Happiness
Get Out of That Cookie-Cutter Mentality
Originality rarely involves copying others.
Posted March 21, 2022 Reviewed by Devon Frye
Key points
- Powerful social forces push us toward conformity and a cookie-cutter mentality.
- Duplicating others is not revised originality.
- Nourish and relish a voice that is unique.
We live in a cookie-cutter world. In other words, although we want to be original, there are multiple forces that subconsciously and continuously push us toward being like everyone else.
Social media and streaming commercials inundate us with messages that happiness and life satisfaction can only be attained when we think and behave in alignment with advertising systems; and conformity to norms and practices with the allure of false wealth, status, and power. This embedded undermining is so ubiquitous, we hardly notice it.
If a fish was asked what it was like to live in water, the fish could hardly respond, since it only knows a watery existence. How dissimilar are we to that fish in water if all we demonstrate is how to replicate others’ originality?
Think about the TikTok dance crazes. One day someone originates a dance video, then a flurry of videos imitate, and a bandwagon of videos imitate the initial imitators with mashups and compilations. Think about phone apps. One successful app that solves a need, then a flurry of imitators appropriating and capitalizing. And on and on.
The behavioral regularities impinging on our lives can sometimes only be appreciated by considering what it was like to live in earlier time periods. If we lived a few hundred years ago, and suggested a network of airplanes could circulate the world 24 hours a day, we would be labeled “crazy.” If we traveled a few centuries earlier, and maintained that the world was round, we would be challenged and possibly executed. Throughout history, anyone able to imagine a process, item, or experience beyond what existed often had to keep silent and endure a cookie-cutter world.
Is it also possible that a primal sense of interconnectedness and the need to participate makes us want to be like others, in both body and soul? Yet at a deeper level, revolutionary advances in the domain of consciousness and artificial intelligence might shatter this need to merely replicate. We might experience an inner neural net-connected brain in vast new ways, where we can cast off fears and courageously pursue our creative individuality and artistic expression.
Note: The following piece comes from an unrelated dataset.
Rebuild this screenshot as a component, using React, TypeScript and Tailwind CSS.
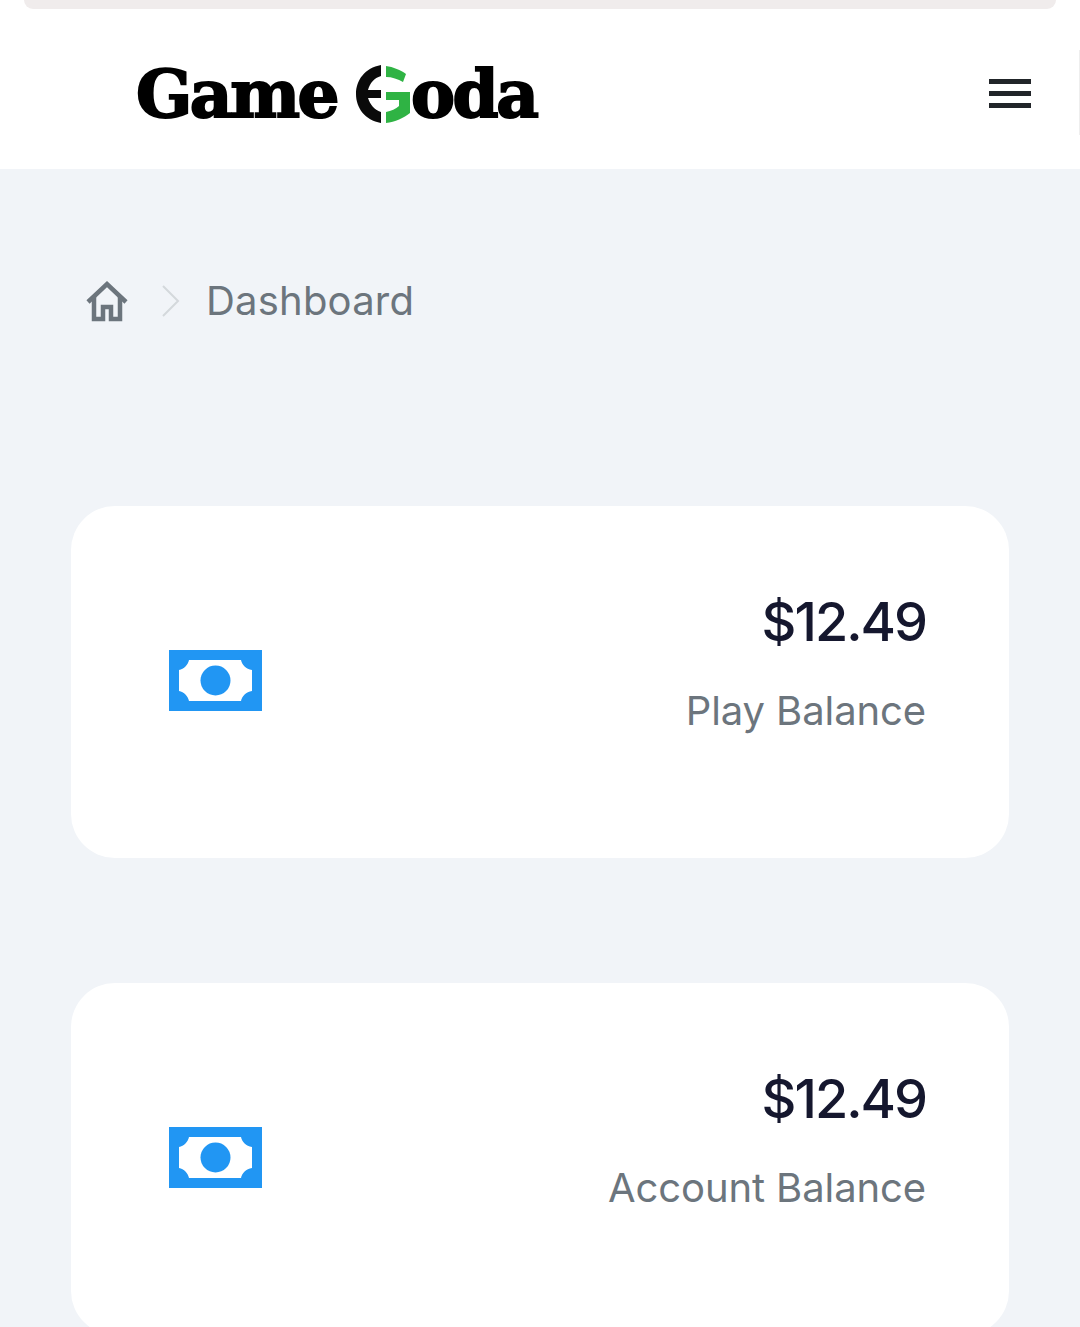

Appreciating individuality and differentiation might help us perceive and experience a world where outward appearance and social identities are not a determinant for resource access and equitable treatment, but rather a pathway to living an original, fulfilled life. Multiple systems could profit from such a liberating perspective. Policing systems might seek service-based practices like mental health interventions over enforcement and punishment. Banking systems might support consumers with healthy financial stewardship and responsible consumership over excessive debt accumulation and financial stress.
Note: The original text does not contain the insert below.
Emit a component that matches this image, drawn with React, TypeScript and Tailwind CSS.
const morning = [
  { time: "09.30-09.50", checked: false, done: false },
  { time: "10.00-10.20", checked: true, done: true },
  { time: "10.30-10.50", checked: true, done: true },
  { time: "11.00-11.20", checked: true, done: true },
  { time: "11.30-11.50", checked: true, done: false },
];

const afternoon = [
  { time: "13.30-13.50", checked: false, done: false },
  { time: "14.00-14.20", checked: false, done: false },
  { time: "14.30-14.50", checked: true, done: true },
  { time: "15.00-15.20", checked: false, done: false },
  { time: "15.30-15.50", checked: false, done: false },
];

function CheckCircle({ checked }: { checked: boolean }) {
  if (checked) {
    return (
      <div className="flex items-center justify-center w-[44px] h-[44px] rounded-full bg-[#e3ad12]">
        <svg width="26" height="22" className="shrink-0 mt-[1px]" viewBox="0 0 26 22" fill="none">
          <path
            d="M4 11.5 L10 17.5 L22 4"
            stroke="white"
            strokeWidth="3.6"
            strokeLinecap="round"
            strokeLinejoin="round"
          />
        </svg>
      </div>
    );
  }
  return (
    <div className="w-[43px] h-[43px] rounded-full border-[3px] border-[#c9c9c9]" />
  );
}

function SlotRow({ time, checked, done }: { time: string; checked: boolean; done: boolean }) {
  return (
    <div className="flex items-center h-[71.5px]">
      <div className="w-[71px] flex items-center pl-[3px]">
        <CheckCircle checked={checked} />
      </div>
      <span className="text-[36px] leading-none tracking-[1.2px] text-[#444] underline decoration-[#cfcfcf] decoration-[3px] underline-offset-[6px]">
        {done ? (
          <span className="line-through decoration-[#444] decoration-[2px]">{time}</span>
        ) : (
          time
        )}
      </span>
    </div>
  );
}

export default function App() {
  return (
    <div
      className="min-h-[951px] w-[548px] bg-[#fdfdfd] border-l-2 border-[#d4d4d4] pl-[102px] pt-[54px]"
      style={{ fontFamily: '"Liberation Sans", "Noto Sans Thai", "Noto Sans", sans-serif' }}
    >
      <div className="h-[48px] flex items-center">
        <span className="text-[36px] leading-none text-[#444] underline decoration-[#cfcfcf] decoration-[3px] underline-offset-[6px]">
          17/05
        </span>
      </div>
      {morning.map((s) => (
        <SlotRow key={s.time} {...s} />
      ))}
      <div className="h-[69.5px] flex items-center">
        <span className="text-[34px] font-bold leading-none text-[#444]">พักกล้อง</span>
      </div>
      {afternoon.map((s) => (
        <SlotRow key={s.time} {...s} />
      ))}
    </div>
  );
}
We expect a world of the need to be like everyone else—appropriating and commodifying—will one day end, and that event will be as monumental as the earth slammed by a gigantic meteor. A day that the dinosaurs of cookie-cuttervilles will meet their earthly extinction.
In these days dealing with a 2+ year pandemic, and increasing resistance to racial and social equity, we need to value meaningful originality beyond external rewards and superficiality.
References
Jason, L. A., Schade, J., Furo L., Reichler, A., & Brickman, C. (1989). Time orientation: Past, present and future perceptions. Psychological Reports, 64, 1199-1205. https://doi.org/10.2466/pr0.1989.64.3c.1199
Jason, L.A., & Moritsugu, J. (2003). The role of religion and spirituality in community building. In K. H. Dockett, G.R. Dudley-Grant, & C.P. Bankart (Eds.). Psychology and Buddhism: From individual to global community. (pp. 197-214). New York: Kluwer Academic/Plenum.
OurStory Education. (2022, March 9). Human Doing: Creative expression/passion - part two. [Weekly virtual discussion]. Omnigi Research, Virtual. https://www.omnigi.com
Perkins, V., Partridge, T., & Harden, R. (2022, February 24). The Decolonizer: The Psychological Science of decolonizing. Featured Innovative Session presented at Community Research & Action - Western Region (CRA-W) Virtual Conference. Society for Community Research & Action.
Porter, N., Bothne, N. & Jason, L. (2008). Interconnectedness and the individual in public policy: Foundational principles of dynamic systems. In S. J. Evans (Ed.) Current Trends in Public Policy. (pp 111-165). New York, NY: Nova Publishing.